* Given problem
Carry none of the pictures over; set down the material below exactly.

— Start —

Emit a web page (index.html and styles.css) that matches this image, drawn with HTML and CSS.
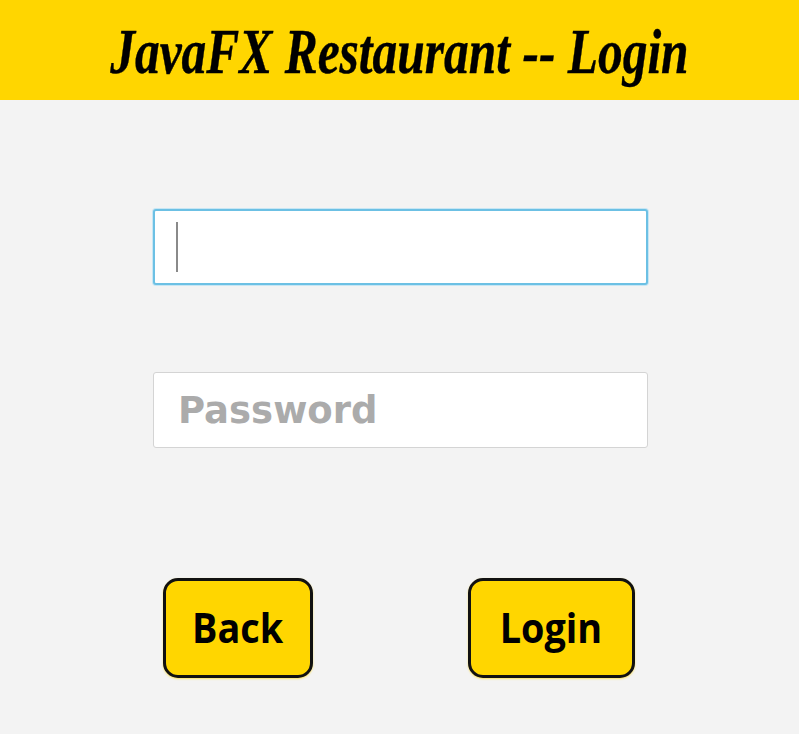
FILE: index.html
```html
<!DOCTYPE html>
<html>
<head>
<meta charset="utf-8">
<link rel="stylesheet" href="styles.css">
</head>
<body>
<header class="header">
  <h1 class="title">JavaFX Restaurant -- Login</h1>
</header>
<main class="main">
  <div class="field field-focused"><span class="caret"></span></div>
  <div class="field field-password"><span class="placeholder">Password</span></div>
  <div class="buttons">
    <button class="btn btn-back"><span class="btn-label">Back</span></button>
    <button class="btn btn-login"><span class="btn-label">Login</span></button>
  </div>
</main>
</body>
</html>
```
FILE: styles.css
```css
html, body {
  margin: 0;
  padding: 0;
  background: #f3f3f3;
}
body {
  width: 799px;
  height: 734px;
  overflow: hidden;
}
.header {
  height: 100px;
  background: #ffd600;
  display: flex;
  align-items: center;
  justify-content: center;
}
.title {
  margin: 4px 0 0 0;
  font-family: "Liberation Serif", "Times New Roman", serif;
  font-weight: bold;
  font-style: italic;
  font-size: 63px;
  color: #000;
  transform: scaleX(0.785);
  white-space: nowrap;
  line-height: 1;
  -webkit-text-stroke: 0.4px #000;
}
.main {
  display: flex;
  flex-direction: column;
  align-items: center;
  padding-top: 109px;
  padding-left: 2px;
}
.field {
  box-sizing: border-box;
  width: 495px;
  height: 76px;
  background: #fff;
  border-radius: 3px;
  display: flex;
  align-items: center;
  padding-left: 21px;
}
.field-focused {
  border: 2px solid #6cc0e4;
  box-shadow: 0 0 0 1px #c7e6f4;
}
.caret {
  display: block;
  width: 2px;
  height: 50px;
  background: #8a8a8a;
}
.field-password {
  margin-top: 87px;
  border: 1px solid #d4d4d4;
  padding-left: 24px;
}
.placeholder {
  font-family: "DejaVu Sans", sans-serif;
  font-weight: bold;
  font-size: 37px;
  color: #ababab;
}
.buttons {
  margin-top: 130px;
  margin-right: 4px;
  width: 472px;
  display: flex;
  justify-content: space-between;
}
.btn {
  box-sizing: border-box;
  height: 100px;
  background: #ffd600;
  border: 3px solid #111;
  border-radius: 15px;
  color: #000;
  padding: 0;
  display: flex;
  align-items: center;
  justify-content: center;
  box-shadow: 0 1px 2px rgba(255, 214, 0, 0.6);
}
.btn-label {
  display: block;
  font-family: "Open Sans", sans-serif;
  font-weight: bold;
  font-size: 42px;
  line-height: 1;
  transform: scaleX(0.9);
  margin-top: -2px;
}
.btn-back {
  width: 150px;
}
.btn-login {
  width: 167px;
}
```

— End —

* Finished task
Emit a web page (index.html and styles.css) that matches this image, drawn with HTML and CSS.
FILE: index.html
```html
<!DOCTYPE html>
<html>
<head>
<meta charset="utf-8">
<link rel="stylesheet" href="styles.css">
</head>
<body>
<header class="header">
  <h1 class="title">JavaFX Restaurant -- Login</h1>
</header>
<main class="main">
  <div class="field field-focused"><span class="caret"></span></div>
  <div class="field field-password"><span class="placeholder">Password</span></div>
  <div class="buttons">
    <button class="btn btn-back"><span class="btn-label">Back</span></button>
    <button class="btn btn-login"><span class="btn-label">Login</span></button>
  </div>
</main>
</body>
</html>
```
FILE: styles.css
```css
html, body {
  margin: 0;
  padding: 0;
  background: #f3f3f3;
}
body {
  width: 799px;
  height: 734px;
  overflow: hidden;
}
.header {
  height: 100px;
  background: #ffd600;
  display: flex;
  align-items: center;
  justify-content: center;
}
.title {
  margin: 4px 0 0 0;
  font-family: "Liberation Serif", "Times New Roman", serif;
  font-weight: bold;
  font-style: italic;
  font-size: 63px;
  color: #000;
  transform: scaleX(0.785);
  white-space: nowrap;
  line-height: 1;
  -webkit-text-stroke: 0.4px #000;
}
.main {
  display: flex;
  flex-direction: column;
  align-items: center;
  padding-top: 109px;
  padding-left: 2px;
}
.field {
  box-sizing: border-box;
  width: 495px;
  height: 76px;
  background: #fff;
  border-radius: 3px;
  display: flex;
  align-items: center;
  padding-left: 21px;
}
.field-focused {
  border: 2px solid #6cc0e4;
  box-shadow: 0 0 0 1px #c7e6f4;
}
.caret {
  display: block;
  width: 2px;
  height: 50px;
  background: #8a8a8a;
}
.field-password {
  margin-top: 87px;
  border: 1px solid #d4d4d4;
  padding-left: 24px;
}
.placeholder {
  font-family: "DejaVu Sans", sans-serif;
  font-weight: bold;
  font-size: 37px;
  color: #ababab;
}
.buttons {
  margin-top: 130px;
  margin-right: 4px;
  width: 472px;
  display: flex;
  justify-content: space-between;
}
.btn {
  box-sizing: border-box;
  height: 100px;
  background: #ffd600;
  border: 3px solid #111;
  border-radius: 15px;
  color: #000;
  padding: 0;
  display: flex;
  align-items: center;
  justify-content: center;
  box-shadow: 0 1px 2px rgba(255, 214, 0, 0.6);
}
.btn-label {
  display: block;
  font-family: "Open Sans", sans-serif;
  font-weight: bold;
  font-size: 42px;
  line-height: 1;
  transform: scaleX(0.9);
  margin-top: -2px;
}
.btn-back {
  width: 150px;
}
.btn-login {
  width: 167px;
}
```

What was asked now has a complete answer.